When newbie writers Matt Damon and Ben Affleck took home Oscars for writing Good Will Hunting in 1998, it was one of those amazing Academy Award moments. Now, though, Damon isn’t sure where his award went. “I know it ended up at my apartment in New York, but unfortunately, we had a flood when one of the sprinklers went off when my wife and I were out of town and that was the last I saw of it,” Damon said in 2007.

8. MARGARET O'BRIEN

In 1945, seven-year-old Margaret O’Brien was presented with a Juvenile Academy Award for being the outstanding child actress of the year.
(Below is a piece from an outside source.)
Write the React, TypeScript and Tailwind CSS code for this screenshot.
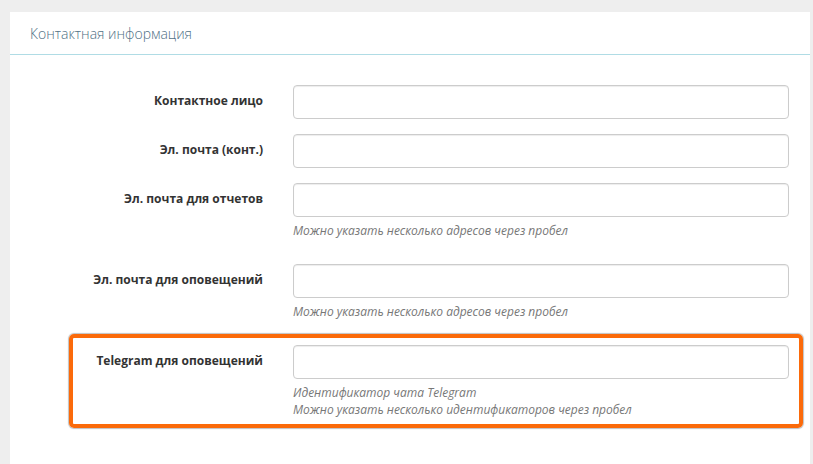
import React from "react";

const font = { fontFamily: '"Open Sans", "Noto Sans", "Liberation Sans", sans-serif' };

function Field({ label, help }: { label: string; help?: string[] }) {
  return (
    <div className="flex mb-[15px]">
      <div className="w-[268px] pr-[15px] pt-[7px] text-right text-[12px] leading-[18.5px] font-bold text-[#333333]">
        {label}
      </div>
      <div className="flex-1 pl-[15px] pr-[21px]">
        <input
          type="text"
          className="block w-full h-[34px] rounded-[4px] border border-[#cccccc] bg-white px-3 text-[13px] shadow-[inset_0_1px_1px_rgba(0,0,0,0.075)] outline-none"
        />
        {help && (
          <div className="mt-[5px] mb-[10px] text-[12px] leading-[17px] italic text-[#777777]">
            {help.map((h) => (
              <div key={h}>{h}</div>
            ))}
          </div>
        )}
      </div>
    </div>
  );
}

export default function App() {
  return (
    <div className="relative min-h-[464px] w-[813px] bg-[#eeeeee] pt-[12px] pl-[10px] pr-[3px]" style={font}>
      <div className="min-h-[452px] w-[800px] bg-white">
        <div className="h-[43px] border-b border-[#b0dce5] pl-[20px] flex items-center">
          <span className="text-[14px] font-light text-[#4f7085]">Контактная информация</span>
        </div>
        <div className="pt-[30px]">
          <Field label="Контактное лицо" />
          <Field label="Эл. почта (конт.)" />
          <Field label="Эл. почта для отчетов" help={["Можно указать несколько адресов через пробел"]} />
          <Field label="Эл. почта для оповещений" help={["Можно указать несколько адресов через пробел"]} />
          <Field
            label="Telegram для оповещений"
            help={["Идентификатор чата Telegram", "Можно указать несколько идентификаторов через пробел"]}
          />
        </div>
      </div>
      <div className="absolute left-[69px] top-[334px] w-[734px] h-[94px] rounded-[5px] border-[4px] border-[#fb6a0a] shadow-[0_0_1px_1px_rgba(0,0,0,0.25)] pointer-events-none" />
    </div>
  );
}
About 10 years later, the O’Briens’ maid took the award home to polish, as she had done before, but never came back to work. The missing Oscar was forgotten about when O’Brien’s mother died shortly thereafter, and when Margaret finally remembered to call the maid, the number had been disconnected. She ended up receiving a replacement from the Academy.

There’s a happy ending to this story, though. In 1995, a couple of guys were picking their way through a flea market when they happened upon the Oscar. They put it up for auction, which is when word got back to the Academy that the missing trophy had resurfaced. The guys who found the Oscar pulled it from auction and presented it, in person, to Margaret O’Brien. “I’ll never give it to anyone to polish again,” she said.

9. BING CROSBY

For years, Bing Crosby's Oscar for 1944’s Going My Way had been on display at his alma mater, Gonzaga University. In 1972, students walked into the school’s library to find that the 13-inch statuette had been replaced with a three-inch Mickey Mouse figurine instead. A week later, the award was found, unharmed, in the university chapel. “I wanted to make people laugh,” the anonymous thief later told the school newspaper.

10. HATTIE MCDANIEL

Hattie McDaniel, famous for her Supporting Actress win as Mammy in Gone with the Wind, donated her Best Actress Oscar to Howard University. It was displayed in the fine arts complex for a time, but went missing sometime in the 1960s. No one seems to know exactly when or how, but there are rumors that the Oscar was unceremoniously dumped into the Potomac by students angered by racial stereotypes such as the one she portrayed in the film.

An earlier version of this post ran in 2013.